Yesterday I attended the TechStars Demo Day in NYC.
11 companies vying for start-up capital after an intensive incubation period – mentored by some of the best and brightest NYC has to offer.
Now over the years I’ve gone to many investment conferences and you can tell by the crowd where and when you want to be investing.
The 11 companies yesterday were looking to raise roughly $8M between the lot of them – and there were perhaps 400 people in the audience representing well over $1B in capital committments – perhaps a lot more.
Reminded me of a distressed debt conference I went to a few years ago toward the end of the cycle in 09 – too many people chasing too few great ideas.
When this happens – your best bet is to hunker down and sit on your hands – or fish in an entirely different pool.

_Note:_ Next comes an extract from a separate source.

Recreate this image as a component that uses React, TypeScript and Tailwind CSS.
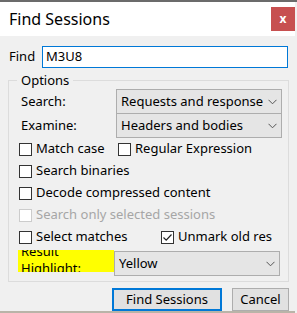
import React from "react";

const font = { fontFamily: '"Noto Sans", "Segoe UI", Arial, sans-serif' };

function Box({ checked = false, disabled = false }: { checked?: boolean; disabled?: boolean }) {
  return (
    <span
      className={`flex h-[13px] w-[13px] shrink-0 items-center justify-center border bg-white ${
        disabled ? "border-[#cccccc]" : "border-[#333333]"
      }`}
    >
      {checked && (
        <svg width="11" height="11" viewBox="0 0 11 11">
          <path d="M1.5 5.5 L4.2 8.2 L9.5 2.5" fill="none" stroke="#222" strokeWidth="1.2" />
        </svg>
      )}
    </span>
  );
}

function Check({ label, checked, disabled, w }: { label: string; checked?: boolean; disabled?: boolean; w?: string }) {
  return (
    <div className={`flex h-[22px] items-center gap-[4px] ${w ?? ""}`}>
      <Box checked={checked} disabled={disabled} />
      <span className={`whitespace-nowrap ${disabled ? "text-[#a6a6a6]" : "text-black"}`}>{label}</span>
    </div>
  );
}

function Chevron() {
  return (
    <svg width="9" height="6" viewBox="0 0 9 6" className="shrink-0">
      <path d="M0.5 0.8 L4.5 4.8 L8.5 0.8" fill="none" stroke="#555" strokeWidth="1" />
    </svg>
  );
}

function Select({ value, cls }: { value: string; cls?: string }) {
  return (
    <div
      className={`relative flex w-[166px] items-center overflow-hidden border border-[#adadad] bg-[#e5e5e5] pl-[4px] ${cls ?? ""}`}
    >
      <span className="overflow-hidden whitespace-nowrap">{value}</span>
      <div className="absolute right-0 top-0 flex h-full w-[18px] items-center justify-center bg-[#e5e5e5]">
        <Chevron />
      </div>
    </div>
  );
}

export default function App() {
  return (
    <div className="relative h-[313px] w-[297px] overflow-hidden bg-[#f0f0f0] text-[13px] text-black" style={font}>
      <div className="h-[2px] w-full bg-[#6b6b6b]" />
      <div className="flex w-[295px] flex-col">
        {/* title bar */}
        <div className="flex h-[34px] items-center justify-between bg-white pl-[9px]">
          <span className="text-[16px] leading-none">Find Sessions</span>
          <div className="flex h-[24px] w-[24px] items-center justify-center bg-[#c75050] text-[12px] font-bold leading-none text-white">
            x
          </div>
        </div>
        {/* body */}
        <div className="flex h-[275px] flex-col bg-[#f0f0f0] pt-[10px]">
          <div className="flex h-[22px] items-center pl-[9px]">
            <span className="w-[33px]">Find</span>
            <div className="flex h-[22px] w-[246px] items-center border border-[#0078d7] bg-white pl-[3px]">M3U8</div>
          </div>
          <div className="relative mx-[8px] mt-[12px] flex h-[203px] w-[281px] flex-col border border-[#dcdcdc] pt-[8px]">
            <span className="absolute left-[8px] top-[-10px] bg-[#f0f0f0] px-[4px] leading-[18px]">Options</span>
            <div className="flex h-[25px] items-center">
              <span className="w-[107px] pl-[12px]">Search:</span>
              <Select value="Requests and responses" cls="h-[25px]" />
            </div>
            <div className="-mt-px flex h-[25px] items-center">
              <span className="w-[107px] pl-[12px]">Examine:</span>
              <Select value="Headers and bodies" cls="h-[25px]" />
            </div>
            <div className="flex flex-col pl-[10px]">
              <div className="flex">
                <Check label="Match case" w="w-[99px]" />
                <Check label="Regular Expression" />
              </div>
              <Check label="Search binaries" />
              <Check label="Decode compressed content" />
              <Check label="Search only selected sessions" disabled />
              <div className="flex">
                <Check label="Select matches" w="w-[142px]" />
                <Check label="Unmark old res" checked />
              </div>
            </div>
            <div className="mt-[2px] flex items-start pl-[9px]">
              <div className="h-[22px] w-[96px] overflow-hidden bg-[#ffff00]">
                <div className="mt-[-7px] pl-[3px] text-[13px] leading-[17px]">
                  Result
                  <br />
                  Highlight:
                </div>
              </div>
              <Select value="Yellow" cls="mt-[1px] h-[25px]" />
            </div>
          </div>
          <div className="mt-[6px] flex justify-end gap-[10px] pr-[6px]">
            <div className="flex h-[23px] w-[110px] items-center justify-center border-2 border-[#0078d7] bg-[#e1e1e1]">
              Find Sessions
            </div>
            <div className="flex h-[23px] w-[57px] items-center justify-center border border-[#adadad] bg-[#e1e1e1]">
              Cancel
            </div>
          </div>
        </div>
        <div className="h-[2px] w-full bg-[#b9b4a8]" />
      </div>
    </div>
  );
}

One might argue that Techstars and other Demo Days are to some degree a celebration of the vibrant start-up community in NYC – and a great networking event – and bothy statements would be true. However, the bare fact of it is that everyone on the floor at Webster Hall yesterday was sitting there thinking about some angle, some strategy, some insight that would make each of the 11 companies the next big winner.
There have been lots of debates as to whether we are in a venture bubble or not. The companies demoing yesterday certainly weren’t asking for an outlandish amount of money – and the valuations for the ideas did not seem crazy (assuming they work!). What is difficult is the execution of such plans, when any engineer with an idea can get funded – rather than work to build a company for someone else. Why be employee #10 with a 2% stake and a salary, when you can give it a shot with a 33% stake.
It is pretty self limiting – because different investors are always going to find different things to like.
The things I liked might be things that other people hated – that’s what makes a market.
Supply and demand is a pretty easy equation.
Given the economics, it’s a lot better to have been on the stage than in the audience!